-- Required work --
Filter this material down to the lines that hold "React", copying each one.

Rows from a dataset of pages and code:

--------------------

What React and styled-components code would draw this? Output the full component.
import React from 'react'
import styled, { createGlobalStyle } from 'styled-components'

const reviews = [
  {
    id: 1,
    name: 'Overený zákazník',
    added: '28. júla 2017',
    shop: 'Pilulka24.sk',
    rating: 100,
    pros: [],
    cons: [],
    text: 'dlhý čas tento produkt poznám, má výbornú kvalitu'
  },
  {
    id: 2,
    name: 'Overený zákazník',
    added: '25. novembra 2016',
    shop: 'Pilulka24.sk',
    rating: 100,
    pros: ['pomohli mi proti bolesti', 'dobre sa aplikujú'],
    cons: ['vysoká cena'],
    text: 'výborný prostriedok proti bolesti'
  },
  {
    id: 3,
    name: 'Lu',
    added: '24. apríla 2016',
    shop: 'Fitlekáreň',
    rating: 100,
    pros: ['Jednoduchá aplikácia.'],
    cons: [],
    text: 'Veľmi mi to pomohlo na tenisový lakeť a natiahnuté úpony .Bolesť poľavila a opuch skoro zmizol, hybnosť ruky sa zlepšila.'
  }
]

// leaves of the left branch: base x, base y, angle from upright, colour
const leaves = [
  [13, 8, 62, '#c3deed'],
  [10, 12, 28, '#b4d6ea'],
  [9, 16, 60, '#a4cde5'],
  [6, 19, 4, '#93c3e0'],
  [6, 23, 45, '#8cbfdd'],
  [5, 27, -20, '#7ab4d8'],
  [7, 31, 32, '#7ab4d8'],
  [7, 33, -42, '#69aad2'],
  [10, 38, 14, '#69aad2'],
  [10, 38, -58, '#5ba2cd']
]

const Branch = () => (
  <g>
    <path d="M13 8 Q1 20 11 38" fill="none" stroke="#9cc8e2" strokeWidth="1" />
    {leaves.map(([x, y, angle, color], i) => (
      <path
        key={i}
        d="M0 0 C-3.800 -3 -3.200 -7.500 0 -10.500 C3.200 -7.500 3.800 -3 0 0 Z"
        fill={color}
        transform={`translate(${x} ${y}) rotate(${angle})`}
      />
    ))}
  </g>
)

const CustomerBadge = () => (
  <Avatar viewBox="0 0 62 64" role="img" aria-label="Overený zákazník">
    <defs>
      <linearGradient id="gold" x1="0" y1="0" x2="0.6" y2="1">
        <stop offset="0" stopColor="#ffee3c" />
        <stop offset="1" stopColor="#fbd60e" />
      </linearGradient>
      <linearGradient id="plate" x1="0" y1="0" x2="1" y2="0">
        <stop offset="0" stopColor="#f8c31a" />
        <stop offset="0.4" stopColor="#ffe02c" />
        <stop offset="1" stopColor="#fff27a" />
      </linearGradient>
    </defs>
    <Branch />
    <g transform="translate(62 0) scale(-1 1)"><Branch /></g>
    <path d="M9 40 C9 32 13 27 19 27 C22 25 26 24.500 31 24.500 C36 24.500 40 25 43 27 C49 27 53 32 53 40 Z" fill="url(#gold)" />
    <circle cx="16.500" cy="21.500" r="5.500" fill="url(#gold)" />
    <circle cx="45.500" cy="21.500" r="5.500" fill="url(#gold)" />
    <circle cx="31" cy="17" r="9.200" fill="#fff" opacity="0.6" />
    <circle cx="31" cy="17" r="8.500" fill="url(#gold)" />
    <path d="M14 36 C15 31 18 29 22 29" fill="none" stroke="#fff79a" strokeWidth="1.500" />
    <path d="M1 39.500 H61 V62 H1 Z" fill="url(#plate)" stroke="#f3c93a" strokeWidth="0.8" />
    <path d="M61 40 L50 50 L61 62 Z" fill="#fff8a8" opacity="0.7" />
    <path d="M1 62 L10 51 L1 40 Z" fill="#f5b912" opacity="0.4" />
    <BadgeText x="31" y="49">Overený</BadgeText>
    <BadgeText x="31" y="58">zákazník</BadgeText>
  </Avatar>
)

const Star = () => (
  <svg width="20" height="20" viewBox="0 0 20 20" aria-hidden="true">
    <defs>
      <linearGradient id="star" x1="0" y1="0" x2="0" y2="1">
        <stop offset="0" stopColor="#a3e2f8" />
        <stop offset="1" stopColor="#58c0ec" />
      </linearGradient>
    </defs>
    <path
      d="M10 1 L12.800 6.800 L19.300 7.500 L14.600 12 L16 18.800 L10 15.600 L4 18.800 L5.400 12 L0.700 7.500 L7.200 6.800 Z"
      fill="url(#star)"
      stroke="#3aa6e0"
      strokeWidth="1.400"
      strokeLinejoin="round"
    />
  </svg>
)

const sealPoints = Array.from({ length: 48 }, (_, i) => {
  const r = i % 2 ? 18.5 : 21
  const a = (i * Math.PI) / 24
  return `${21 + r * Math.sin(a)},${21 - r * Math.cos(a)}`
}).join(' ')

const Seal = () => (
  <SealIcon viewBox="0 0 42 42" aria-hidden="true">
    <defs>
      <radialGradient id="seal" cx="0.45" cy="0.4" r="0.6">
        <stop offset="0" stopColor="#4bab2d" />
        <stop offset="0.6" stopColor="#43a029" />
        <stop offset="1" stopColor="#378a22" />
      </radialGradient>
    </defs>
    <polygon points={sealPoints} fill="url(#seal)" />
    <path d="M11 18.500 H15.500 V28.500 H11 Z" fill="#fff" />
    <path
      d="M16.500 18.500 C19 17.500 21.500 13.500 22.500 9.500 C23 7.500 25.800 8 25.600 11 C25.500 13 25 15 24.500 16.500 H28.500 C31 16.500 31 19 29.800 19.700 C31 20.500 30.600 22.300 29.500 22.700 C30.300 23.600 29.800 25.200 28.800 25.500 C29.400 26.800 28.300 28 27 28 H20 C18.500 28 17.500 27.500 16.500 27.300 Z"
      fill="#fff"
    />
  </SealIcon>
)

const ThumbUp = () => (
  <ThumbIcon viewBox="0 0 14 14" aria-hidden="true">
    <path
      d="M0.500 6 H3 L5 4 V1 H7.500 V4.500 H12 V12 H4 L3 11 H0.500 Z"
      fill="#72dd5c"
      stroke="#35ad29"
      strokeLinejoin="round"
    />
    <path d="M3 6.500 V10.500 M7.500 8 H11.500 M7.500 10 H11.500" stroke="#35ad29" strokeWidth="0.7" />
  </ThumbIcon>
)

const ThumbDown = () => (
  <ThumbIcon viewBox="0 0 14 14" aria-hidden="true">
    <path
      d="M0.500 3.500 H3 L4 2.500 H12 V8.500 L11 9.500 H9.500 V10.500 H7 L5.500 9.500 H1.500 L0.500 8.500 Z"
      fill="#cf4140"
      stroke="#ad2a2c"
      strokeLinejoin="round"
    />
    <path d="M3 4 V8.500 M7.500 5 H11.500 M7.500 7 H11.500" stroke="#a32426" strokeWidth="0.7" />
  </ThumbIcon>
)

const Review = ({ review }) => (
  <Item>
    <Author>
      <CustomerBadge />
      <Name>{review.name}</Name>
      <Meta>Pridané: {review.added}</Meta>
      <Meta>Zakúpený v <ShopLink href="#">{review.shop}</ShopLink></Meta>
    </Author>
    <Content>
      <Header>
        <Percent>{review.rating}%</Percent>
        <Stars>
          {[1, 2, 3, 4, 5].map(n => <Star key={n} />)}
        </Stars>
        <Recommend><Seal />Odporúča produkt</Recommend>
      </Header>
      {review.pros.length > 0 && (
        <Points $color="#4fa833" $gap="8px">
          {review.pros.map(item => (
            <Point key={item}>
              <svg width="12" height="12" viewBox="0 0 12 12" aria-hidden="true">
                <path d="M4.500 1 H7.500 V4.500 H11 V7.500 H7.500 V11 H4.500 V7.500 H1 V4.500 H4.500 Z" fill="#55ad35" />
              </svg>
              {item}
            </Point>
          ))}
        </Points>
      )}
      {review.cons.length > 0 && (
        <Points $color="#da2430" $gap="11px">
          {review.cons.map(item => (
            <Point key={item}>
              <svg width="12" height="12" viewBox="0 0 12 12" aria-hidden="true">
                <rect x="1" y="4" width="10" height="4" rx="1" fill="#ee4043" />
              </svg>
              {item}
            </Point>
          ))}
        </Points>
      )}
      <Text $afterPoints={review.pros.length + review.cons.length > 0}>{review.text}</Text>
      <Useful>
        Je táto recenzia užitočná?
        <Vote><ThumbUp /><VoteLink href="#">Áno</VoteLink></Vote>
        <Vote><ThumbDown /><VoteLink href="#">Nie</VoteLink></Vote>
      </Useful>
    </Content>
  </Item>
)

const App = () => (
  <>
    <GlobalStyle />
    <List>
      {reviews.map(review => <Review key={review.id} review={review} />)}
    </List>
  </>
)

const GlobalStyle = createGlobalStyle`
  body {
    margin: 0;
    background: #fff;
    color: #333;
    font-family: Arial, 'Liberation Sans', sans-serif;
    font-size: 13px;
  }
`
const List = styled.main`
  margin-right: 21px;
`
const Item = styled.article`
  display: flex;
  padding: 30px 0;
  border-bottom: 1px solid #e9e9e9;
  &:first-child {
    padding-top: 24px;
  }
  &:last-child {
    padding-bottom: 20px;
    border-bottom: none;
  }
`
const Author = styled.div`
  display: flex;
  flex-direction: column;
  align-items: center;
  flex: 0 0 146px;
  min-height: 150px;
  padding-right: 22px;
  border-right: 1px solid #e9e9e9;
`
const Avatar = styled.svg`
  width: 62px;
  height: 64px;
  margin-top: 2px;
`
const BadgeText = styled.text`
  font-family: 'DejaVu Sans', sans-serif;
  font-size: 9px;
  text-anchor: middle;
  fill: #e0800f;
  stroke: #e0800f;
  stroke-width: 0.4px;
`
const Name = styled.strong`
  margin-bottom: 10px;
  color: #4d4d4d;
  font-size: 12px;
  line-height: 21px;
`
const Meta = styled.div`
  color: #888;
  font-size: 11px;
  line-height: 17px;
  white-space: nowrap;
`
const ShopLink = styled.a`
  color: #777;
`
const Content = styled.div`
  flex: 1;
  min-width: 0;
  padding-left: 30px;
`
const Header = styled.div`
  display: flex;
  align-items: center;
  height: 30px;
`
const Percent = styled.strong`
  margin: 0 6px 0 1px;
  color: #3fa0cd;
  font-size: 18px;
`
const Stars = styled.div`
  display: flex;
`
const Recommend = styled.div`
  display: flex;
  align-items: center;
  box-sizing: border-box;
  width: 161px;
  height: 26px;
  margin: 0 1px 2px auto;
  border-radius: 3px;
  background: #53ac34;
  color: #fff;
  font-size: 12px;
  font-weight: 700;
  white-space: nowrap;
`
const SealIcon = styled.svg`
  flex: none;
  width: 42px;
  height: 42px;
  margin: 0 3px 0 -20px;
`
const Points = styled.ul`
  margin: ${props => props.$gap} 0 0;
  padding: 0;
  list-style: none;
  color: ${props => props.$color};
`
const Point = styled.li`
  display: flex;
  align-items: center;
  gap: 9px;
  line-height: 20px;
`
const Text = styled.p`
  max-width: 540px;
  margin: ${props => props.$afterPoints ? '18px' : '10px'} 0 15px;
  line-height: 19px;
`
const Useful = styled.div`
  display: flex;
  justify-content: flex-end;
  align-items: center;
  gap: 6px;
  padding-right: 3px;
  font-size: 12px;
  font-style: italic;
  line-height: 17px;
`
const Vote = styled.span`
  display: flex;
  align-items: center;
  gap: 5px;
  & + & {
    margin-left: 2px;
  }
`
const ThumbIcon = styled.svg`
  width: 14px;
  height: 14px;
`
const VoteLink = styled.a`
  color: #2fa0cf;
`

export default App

--------------------

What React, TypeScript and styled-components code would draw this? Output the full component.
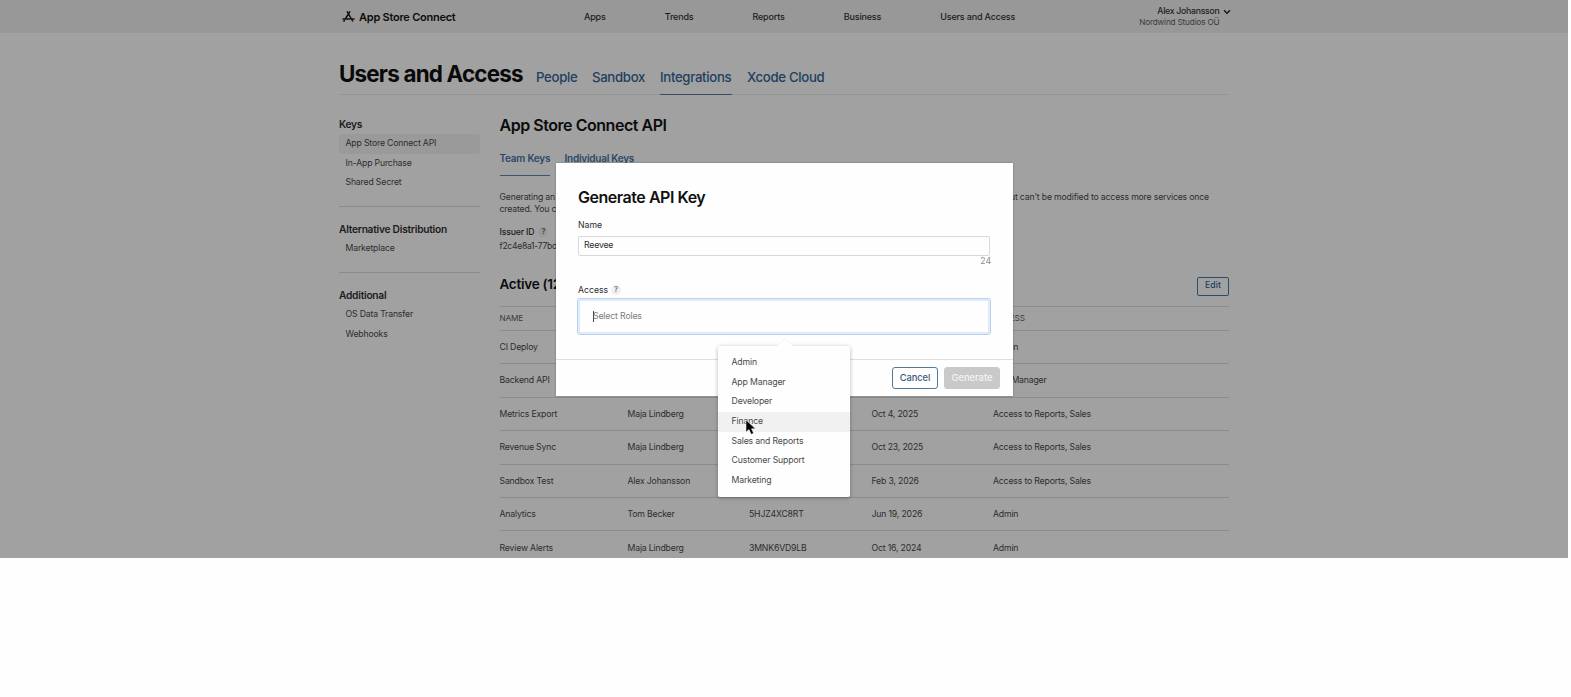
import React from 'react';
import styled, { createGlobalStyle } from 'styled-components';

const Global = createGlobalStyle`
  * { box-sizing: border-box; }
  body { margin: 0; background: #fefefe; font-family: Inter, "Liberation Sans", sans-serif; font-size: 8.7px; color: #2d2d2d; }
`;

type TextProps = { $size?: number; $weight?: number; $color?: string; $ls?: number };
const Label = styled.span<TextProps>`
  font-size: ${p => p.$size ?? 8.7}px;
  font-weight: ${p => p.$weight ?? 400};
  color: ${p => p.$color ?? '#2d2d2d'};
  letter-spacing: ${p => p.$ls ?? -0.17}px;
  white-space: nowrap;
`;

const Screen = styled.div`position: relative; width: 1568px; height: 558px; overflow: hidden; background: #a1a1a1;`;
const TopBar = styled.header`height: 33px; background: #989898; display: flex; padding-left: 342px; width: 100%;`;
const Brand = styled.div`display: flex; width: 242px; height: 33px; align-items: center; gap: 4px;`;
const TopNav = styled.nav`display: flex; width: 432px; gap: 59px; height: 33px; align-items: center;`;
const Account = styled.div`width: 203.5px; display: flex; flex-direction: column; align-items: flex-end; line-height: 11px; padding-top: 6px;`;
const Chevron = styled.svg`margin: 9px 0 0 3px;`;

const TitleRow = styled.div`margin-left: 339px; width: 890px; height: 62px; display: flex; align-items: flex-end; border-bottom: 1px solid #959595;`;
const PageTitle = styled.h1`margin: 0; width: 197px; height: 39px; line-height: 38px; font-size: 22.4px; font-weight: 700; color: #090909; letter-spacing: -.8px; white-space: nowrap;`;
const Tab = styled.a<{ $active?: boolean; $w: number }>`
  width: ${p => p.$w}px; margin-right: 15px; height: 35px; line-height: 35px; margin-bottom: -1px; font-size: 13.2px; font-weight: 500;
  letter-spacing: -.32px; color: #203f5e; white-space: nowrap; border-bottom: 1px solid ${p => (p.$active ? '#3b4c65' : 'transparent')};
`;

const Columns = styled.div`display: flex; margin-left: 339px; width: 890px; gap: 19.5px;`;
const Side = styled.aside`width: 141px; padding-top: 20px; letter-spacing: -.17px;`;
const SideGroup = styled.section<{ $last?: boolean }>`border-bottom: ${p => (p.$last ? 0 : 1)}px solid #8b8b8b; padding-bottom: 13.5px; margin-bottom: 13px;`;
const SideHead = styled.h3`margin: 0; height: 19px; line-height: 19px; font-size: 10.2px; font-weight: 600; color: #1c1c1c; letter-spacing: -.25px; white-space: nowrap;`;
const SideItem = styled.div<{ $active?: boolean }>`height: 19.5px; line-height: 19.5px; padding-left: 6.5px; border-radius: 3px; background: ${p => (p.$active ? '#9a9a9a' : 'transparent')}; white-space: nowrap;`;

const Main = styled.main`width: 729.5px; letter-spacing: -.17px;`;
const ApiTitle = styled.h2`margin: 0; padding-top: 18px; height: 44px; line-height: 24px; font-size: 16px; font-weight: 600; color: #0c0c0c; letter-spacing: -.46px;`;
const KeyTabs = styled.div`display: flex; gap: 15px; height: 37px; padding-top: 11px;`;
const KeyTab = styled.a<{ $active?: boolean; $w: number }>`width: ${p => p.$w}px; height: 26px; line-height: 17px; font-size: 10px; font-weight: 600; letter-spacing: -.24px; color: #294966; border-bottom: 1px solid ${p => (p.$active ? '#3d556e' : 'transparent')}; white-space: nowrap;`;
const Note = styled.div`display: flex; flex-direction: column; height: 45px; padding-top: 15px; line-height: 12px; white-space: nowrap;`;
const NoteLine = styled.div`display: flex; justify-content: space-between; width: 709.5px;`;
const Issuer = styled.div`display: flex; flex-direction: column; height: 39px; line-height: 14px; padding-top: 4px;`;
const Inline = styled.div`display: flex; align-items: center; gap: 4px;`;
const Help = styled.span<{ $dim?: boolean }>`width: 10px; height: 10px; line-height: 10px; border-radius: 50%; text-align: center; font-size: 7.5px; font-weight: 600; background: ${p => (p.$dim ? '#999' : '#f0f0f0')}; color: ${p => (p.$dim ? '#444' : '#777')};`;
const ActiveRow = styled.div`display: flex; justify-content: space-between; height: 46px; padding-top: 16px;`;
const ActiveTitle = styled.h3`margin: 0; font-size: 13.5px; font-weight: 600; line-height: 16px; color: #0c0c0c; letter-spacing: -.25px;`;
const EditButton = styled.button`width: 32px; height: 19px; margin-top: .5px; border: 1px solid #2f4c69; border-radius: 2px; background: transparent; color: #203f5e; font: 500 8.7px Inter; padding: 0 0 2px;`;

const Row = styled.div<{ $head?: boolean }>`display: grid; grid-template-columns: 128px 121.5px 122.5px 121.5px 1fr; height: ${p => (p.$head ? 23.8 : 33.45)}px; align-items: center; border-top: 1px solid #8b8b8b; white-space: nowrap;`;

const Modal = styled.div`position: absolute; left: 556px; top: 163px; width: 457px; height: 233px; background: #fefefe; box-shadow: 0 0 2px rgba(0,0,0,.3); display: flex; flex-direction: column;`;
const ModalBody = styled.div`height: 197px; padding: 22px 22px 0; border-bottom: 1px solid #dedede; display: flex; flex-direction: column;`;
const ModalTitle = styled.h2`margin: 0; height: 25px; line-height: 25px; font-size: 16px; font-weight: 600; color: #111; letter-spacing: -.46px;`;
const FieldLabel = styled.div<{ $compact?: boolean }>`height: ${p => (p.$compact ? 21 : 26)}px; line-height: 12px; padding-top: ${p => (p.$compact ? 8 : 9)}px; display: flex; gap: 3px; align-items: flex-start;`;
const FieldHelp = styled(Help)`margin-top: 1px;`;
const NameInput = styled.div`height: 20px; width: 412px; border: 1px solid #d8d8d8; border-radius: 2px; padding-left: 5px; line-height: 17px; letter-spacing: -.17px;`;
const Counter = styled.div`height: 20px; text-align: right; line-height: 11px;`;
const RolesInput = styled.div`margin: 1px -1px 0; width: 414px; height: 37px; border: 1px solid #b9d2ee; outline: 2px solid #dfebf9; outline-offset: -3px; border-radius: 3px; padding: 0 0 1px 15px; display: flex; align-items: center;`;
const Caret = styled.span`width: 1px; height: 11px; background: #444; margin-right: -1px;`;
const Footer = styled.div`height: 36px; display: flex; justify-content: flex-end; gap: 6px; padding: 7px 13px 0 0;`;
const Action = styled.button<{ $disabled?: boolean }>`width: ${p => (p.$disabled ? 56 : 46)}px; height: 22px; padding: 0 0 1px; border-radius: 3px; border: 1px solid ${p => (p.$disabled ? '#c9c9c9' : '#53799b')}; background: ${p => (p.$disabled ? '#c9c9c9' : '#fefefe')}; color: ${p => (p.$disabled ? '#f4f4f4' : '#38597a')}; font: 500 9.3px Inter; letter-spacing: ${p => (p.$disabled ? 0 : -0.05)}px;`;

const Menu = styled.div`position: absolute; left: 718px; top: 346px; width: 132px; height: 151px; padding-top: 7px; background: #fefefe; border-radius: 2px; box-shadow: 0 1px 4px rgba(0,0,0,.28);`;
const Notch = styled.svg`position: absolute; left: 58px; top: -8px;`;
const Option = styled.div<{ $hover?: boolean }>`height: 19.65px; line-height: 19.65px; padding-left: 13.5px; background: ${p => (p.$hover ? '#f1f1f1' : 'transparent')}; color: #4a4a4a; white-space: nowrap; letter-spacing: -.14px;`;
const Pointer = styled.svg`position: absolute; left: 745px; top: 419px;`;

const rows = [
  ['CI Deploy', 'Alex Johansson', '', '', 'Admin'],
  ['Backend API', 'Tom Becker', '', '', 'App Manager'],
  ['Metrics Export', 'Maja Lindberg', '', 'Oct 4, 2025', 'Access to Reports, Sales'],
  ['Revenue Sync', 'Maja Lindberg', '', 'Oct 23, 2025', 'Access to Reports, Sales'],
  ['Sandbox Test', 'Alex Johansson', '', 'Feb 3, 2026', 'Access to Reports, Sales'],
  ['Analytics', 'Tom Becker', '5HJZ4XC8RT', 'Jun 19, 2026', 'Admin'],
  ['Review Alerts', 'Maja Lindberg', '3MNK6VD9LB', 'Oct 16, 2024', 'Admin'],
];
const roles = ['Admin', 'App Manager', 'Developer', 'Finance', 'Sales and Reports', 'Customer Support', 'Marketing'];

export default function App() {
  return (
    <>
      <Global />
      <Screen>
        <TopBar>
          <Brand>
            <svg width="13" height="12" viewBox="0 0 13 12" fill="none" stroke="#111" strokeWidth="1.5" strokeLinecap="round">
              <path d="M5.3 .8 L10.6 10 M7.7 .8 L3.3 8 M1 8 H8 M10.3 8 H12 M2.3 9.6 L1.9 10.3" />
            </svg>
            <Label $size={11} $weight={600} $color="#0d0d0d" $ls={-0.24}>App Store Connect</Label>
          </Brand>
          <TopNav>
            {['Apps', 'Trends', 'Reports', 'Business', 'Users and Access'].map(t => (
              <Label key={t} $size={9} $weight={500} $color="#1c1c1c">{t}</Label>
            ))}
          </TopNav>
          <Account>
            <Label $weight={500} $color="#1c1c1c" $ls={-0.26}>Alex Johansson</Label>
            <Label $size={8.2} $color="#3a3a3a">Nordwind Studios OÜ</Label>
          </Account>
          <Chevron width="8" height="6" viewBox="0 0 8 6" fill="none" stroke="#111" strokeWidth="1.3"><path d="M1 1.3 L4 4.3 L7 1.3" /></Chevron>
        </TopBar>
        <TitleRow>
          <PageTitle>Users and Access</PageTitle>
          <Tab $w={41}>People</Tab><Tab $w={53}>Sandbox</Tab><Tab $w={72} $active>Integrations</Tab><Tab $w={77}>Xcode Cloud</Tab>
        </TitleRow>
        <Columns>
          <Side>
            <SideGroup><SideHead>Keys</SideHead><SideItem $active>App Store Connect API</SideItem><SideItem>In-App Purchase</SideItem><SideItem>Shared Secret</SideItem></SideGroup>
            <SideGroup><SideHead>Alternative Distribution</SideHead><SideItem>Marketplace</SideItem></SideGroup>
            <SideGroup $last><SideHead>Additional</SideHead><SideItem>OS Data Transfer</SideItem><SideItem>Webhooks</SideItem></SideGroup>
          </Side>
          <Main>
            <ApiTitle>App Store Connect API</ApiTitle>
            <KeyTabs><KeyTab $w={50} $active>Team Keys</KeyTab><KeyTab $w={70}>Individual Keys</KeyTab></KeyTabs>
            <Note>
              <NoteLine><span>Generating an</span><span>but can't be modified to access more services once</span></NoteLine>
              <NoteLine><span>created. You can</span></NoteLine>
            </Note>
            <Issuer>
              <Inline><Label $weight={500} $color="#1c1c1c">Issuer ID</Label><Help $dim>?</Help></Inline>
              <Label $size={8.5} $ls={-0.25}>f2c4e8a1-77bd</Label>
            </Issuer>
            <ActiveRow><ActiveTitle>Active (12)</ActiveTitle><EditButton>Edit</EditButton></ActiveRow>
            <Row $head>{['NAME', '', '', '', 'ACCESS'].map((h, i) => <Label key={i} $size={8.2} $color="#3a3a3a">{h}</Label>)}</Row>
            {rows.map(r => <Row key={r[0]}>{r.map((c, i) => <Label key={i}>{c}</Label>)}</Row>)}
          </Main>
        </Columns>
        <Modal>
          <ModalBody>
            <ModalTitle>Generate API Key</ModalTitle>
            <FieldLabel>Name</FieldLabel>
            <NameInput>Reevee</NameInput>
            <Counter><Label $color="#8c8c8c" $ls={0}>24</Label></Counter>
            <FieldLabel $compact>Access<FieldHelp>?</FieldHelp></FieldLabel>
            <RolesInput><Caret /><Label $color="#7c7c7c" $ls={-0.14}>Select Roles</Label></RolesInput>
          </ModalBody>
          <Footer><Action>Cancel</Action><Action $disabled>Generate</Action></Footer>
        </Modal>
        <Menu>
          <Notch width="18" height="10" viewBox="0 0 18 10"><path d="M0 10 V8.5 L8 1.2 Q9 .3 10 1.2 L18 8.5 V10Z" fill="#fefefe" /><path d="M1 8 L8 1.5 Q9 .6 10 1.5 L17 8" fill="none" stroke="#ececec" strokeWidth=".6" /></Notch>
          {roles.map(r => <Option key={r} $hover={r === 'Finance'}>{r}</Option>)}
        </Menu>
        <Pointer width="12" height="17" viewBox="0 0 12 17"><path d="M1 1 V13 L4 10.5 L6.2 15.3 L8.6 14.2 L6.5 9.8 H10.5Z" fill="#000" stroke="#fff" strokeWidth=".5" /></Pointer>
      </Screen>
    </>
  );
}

--------------------

-- Written answer --
What React and styled-components code would draw this? Output the full component.
import React from 'react'
What React, TypeScript and styled-components code would draw this? Output the full component.
import React from 'react';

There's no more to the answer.